--- Start of SUPPLIED DATA ---

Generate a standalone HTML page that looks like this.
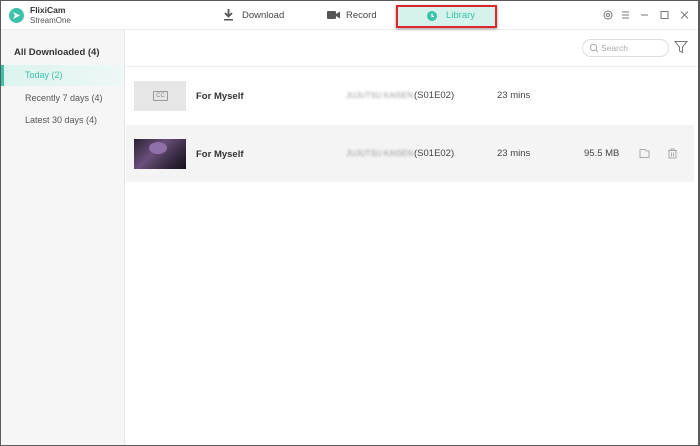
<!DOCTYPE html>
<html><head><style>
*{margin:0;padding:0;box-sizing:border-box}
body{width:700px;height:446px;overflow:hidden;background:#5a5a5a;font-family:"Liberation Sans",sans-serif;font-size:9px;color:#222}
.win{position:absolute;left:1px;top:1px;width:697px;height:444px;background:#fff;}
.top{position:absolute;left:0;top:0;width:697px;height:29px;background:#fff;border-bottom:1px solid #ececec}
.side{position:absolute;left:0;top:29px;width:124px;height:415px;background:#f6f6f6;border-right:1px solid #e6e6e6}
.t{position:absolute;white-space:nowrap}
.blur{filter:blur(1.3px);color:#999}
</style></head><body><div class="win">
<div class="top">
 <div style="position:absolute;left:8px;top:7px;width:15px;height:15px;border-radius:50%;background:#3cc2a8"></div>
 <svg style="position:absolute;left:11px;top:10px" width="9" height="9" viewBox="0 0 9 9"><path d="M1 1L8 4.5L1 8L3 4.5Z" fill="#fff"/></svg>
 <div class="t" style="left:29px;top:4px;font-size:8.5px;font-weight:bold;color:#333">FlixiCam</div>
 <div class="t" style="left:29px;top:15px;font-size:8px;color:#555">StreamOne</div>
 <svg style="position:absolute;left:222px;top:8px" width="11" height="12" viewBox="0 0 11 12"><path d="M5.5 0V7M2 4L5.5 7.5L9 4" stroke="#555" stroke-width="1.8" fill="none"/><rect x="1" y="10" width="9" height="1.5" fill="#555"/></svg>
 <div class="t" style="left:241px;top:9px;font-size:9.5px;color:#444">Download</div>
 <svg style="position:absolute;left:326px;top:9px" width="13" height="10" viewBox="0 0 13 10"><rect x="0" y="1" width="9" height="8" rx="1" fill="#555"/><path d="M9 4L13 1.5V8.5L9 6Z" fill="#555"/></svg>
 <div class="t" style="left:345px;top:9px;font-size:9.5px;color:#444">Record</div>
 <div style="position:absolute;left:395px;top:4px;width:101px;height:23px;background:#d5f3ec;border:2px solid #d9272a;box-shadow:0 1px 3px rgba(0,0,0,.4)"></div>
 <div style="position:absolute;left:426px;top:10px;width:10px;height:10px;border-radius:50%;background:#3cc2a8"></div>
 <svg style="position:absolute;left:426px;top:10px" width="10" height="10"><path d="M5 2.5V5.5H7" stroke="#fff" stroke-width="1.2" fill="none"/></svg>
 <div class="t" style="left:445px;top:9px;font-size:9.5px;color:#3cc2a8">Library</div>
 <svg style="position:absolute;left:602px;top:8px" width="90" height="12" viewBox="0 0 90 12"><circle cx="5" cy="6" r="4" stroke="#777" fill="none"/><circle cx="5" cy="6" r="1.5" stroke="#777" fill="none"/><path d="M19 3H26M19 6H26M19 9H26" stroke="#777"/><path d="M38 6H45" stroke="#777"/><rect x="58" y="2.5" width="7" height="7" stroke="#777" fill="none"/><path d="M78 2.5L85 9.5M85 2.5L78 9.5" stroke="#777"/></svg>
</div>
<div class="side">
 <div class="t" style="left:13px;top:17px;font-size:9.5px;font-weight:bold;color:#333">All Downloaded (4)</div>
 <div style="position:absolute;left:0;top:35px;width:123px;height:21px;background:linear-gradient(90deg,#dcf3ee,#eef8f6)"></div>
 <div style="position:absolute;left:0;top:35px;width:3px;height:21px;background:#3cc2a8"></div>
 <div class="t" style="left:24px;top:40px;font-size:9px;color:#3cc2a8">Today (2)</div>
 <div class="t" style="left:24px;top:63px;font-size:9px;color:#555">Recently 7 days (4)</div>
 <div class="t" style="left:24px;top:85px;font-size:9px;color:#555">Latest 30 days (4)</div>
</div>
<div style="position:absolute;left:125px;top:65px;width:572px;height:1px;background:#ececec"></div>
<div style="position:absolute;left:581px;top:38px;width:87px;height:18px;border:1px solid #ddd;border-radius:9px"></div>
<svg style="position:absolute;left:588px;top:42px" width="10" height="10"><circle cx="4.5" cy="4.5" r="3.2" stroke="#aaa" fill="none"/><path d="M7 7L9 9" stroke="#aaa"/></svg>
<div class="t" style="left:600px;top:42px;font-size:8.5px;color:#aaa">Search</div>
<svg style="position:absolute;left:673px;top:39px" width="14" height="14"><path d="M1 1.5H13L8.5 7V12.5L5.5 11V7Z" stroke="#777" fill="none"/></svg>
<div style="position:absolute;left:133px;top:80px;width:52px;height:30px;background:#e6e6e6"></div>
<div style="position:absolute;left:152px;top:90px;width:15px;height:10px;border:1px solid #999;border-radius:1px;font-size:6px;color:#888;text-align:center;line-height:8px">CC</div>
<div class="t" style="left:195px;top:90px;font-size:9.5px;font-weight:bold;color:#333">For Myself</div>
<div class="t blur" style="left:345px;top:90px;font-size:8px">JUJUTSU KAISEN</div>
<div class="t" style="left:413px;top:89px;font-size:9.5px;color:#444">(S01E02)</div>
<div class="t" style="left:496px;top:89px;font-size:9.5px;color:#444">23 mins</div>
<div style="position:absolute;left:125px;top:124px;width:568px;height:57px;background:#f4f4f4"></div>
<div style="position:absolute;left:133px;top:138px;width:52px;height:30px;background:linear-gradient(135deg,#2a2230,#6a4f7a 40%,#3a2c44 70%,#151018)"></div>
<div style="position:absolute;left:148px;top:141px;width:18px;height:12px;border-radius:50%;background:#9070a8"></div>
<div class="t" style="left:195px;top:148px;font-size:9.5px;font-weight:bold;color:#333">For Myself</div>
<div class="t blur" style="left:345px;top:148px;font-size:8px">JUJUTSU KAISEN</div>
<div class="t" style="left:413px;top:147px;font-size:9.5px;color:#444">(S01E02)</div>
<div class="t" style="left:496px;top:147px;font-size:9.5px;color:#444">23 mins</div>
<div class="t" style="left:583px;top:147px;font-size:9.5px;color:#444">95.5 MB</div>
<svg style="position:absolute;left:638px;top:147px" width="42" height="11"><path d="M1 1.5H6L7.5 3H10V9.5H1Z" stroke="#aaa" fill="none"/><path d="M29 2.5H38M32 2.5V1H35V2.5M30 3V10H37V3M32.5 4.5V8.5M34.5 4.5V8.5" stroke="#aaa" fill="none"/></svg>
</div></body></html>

--- End of SUPPLIED DATA ---
--- Start of SUPPLIED DATA ---

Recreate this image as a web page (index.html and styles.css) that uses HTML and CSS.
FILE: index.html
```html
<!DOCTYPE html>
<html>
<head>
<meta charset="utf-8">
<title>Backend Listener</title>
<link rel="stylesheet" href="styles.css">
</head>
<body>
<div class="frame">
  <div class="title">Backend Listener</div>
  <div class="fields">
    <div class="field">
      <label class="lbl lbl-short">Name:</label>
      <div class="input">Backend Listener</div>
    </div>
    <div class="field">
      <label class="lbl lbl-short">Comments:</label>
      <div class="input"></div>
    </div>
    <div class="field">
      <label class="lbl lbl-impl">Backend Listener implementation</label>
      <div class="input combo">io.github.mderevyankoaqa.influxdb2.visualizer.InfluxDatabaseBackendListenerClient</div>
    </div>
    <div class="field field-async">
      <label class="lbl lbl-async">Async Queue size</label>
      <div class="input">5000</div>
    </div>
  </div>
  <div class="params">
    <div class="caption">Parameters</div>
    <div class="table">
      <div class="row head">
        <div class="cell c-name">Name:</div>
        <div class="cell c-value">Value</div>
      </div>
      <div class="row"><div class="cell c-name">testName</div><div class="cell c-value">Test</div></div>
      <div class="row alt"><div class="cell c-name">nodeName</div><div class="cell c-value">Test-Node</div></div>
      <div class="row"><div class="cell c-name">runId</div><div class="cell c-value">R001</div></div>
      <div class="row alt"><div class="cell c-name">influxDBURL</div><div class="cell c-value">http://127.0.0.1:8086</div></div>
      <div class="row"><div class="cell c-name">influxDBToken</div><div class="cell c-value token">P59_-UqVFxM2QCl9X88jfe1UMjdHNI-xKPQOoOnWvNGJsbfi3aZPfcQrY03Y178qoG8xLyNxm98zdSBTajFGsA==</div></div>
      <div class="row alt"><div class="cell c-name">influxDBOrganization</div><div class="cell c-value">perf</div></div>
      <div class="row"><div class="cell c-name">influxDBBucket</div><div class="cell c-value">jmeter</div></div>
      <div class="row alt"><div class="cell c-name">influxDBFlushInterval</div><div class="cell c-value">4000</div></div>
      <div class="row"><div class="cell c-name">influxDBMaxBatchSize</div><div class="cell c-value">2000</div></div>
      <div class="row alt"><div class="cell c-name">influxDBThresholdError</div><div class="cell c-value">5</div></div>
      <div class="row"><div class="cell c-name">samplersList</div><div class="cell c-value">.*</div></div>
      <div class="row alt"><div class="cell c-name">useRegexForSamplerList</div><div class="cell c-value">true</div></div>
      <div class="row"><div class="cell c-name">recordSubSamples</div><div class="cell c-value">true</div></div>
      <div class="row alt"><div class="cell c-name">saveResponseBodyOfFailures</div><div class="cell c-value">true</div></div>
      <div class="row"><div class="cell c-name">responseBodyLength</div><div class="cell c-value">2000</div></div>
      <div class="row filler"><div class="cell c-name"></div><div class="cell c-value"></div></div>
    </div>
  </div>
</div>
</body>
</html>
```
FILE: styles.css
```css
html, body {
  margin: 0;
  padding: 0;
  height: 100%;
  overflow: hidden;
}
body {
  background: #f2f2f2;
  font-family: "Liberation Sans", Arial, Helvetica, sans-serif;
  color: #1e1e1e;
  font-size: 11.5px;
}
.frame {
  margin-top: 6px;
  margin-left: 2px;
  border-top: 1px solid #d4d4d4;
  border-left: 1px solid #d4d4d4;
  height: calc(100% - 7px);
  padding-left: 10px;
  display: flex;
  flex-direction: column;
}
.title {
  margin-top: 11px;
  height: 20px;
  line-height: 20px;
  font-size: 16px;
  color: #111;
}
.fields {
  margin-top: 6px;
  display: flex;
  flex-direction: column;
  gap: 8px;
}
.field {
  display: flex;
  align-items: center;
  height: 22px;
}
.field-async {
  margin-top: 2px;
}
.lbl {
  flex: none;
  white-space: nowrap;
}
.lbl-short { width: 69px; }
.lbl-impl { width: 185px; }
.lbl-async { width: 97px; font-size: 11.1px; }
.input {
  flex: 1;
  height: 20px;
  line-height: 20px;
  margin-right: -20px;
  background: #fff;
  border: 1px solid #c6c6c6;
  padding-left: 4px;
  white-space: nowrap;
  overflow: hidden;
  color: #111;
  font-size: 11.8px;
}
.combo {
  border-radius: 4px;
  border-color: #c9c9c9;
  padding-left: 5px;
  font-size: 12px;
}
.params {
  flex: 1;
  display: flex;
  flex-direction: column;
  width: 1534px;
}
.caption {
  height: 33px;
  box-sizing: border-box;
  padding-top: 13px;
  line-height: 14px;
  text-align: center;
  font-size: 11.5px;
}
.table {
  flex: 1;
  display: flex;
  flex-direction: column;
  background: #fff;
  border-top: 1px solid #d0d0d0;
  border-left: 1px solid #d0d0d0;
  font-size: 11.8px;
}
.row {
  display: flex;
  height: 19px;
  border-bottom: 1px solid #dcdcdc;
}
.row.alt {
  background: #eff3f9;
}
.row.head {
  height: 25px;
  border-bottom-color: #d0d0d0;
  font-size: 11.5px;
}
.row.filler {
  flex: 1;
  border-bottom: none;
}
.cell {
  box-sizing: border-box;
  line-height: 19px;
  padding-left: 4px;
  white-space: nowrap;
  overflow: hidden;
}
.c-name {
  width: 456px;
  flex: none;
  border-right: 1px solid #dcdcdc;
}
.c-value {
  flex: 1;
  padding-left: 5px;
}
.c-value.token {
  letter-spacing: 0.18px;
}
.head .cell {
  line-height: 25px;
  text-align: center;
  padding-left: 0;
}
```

--- End of SUPPLIED DATA ---

→ TASK OBJECTIVE: Copy every line above in which the string "index" shows up.

→ ANSWER IN FULL:
Recreate this image as a web page (index.html and styles.css) that uses HTML and CSS.
FILE: index.html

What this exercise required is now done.